--- start ---
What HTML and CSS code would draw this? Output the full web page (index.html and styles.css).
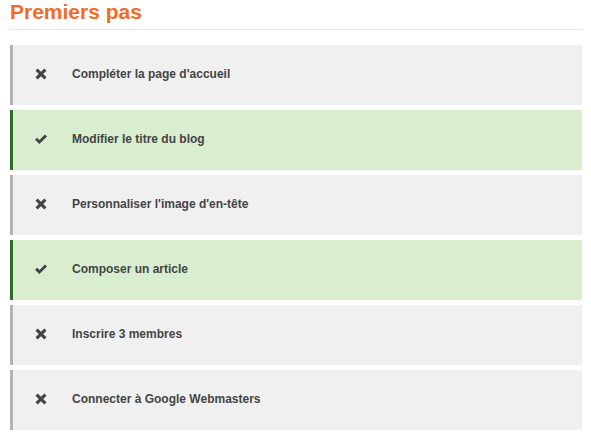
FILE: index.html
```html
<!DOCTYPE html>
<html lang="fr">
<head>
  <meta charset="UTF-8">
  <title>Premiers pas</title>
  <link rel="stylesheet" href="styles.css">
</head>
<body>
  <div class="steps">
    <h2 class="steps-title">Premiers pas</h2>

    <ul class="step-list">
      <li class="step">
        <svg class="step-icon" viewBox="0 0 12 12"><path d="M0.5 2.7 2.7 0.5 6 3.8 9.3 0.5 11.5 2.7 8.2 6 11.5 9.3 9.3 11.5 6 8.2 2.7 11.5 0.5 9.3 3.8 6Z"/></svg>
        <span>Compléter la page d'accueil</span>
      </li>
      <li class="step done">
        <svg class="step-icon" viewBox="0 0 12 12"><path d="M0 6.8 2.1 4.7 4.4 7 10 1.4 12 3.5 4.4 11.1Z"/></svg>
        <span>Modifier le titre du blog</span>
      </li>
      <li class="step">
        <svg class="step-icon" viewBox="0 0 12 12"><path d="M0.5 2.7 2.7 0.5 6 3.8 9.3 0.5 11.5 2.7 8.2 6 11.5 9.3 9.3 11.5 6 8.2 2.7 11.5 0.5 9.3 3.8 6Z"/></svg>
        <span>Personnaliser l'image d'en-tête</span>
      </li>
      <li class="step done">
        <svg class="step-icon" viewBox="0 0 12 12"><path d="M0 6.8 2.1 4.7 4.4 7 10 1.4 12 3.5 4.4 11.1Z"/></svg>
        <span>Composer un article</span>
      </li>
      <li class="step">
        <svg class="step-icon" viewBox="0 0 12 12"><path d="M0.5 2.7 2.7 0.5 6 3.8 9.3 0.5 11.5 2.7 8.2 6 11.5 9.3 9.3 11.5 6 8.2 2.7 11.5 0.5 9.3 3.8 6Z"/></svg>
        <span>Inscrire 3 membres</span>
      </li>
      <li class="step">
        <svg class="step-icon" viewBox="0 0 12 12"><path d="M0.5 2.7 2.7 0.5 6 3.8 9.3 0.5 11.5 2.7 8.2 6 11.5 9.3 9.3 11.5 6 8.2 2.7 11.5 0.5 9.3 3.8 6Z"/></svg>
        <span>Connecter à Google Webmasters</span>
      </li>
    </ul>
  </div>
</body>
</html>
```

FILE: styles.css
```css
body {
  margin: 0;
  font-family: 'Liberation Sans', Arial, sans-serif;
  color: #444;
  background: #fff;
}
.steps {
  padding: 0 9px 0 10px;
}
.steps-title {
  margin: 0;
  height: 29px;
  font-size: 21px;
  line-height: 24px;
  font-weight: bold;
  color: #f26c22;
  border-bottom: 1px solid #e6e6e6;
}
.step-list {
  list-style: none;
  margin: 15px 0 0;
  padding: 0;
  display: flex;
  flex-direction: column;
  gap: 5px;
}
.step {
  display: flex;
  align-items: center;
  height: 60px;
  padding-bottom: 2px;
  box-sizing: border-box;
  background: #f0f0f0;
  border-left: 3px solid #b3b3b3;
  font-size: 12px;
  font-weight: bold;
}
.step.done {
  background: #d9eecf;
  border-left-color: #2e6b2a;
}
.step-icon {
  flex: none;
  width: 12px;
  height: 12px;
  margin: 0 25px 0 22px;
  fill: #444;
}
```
--- end ---
--- start ---
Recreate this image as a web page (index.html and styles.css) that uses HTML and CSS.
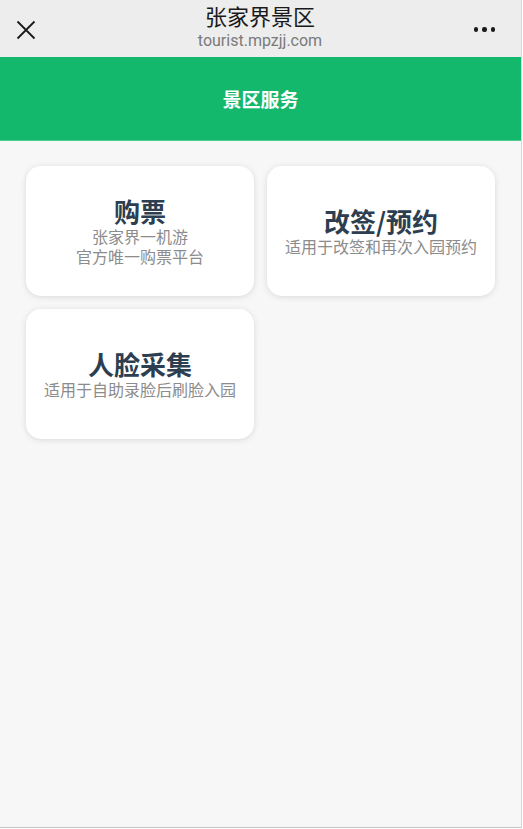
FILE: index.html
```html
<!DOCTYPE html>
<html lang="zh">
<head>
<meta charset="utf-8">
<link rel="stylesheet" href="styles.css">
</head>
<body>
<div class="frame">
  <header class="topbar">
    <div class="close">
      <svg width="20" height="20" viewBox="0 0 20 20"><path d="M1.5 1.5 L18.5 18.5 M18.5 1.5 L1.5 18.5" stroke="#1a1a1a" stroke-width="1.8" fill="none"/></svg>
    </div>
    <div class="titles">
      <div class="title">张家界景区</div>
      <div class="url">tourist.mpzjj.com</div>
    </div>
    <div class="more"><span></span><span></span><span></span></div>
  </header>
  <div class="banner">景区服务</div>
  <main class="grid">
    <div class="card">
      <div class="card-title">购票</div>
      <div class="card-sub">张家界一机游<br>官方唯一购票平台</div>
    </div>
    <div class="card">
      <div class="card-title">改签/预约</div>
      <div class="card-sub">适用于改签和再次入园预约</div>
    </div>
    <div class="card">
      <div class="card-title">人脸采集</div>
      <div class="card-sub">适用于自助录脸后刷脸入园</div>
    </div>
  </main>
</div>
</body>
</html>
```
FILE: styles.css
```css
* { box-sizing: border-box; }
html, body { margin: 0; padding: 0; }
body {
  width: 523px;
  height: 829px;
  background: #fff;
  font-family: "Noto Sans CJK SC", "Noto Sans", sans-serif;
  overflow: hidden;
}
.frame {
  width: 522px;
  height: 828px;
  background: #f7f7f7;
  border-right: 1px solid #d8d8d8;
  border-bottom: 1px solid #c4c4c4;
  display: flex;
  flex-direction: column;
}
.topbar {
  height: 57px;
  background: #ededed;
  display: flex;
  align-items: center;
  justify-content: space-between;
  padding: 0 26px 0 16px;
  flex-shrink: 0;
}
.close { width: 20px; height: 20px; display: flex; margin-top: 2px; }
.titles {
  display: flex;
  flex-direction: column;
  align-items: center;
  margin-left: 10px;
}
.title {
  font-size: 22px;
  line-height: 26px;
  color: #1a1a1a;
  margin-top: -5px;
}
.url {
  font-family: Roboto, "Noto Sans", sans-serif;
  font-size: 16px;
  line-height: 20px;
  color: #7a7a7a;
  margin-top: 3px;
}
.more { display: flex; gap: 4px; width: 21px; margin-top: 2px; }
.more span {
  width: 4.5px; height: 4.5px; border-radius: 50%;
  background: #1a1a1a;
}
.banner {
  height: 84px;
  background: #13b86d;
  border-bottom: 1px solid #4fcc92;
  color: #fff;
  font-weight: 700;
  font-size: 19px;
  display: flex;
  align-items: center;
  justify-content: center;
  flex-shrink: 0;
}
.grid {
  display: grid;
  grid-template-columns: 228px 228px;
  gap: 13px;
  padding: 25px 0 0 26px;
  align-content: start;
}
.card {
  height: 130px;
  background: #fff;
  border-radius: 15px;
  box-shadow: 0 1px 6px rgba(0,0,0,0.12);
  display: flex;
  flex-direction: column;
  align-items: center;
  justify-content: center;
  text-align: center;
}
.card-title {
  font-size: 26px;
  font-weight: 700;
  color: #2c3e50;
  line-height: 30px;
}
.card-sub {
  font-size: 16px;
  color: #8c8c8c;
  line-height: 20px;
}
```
--- end ---
Pull out every line containing "image".

        <span>Personnaliser l'image d'en-tête</span>
Recreate this image as a web page (index.html and styles.css) that uses HTML and CSS.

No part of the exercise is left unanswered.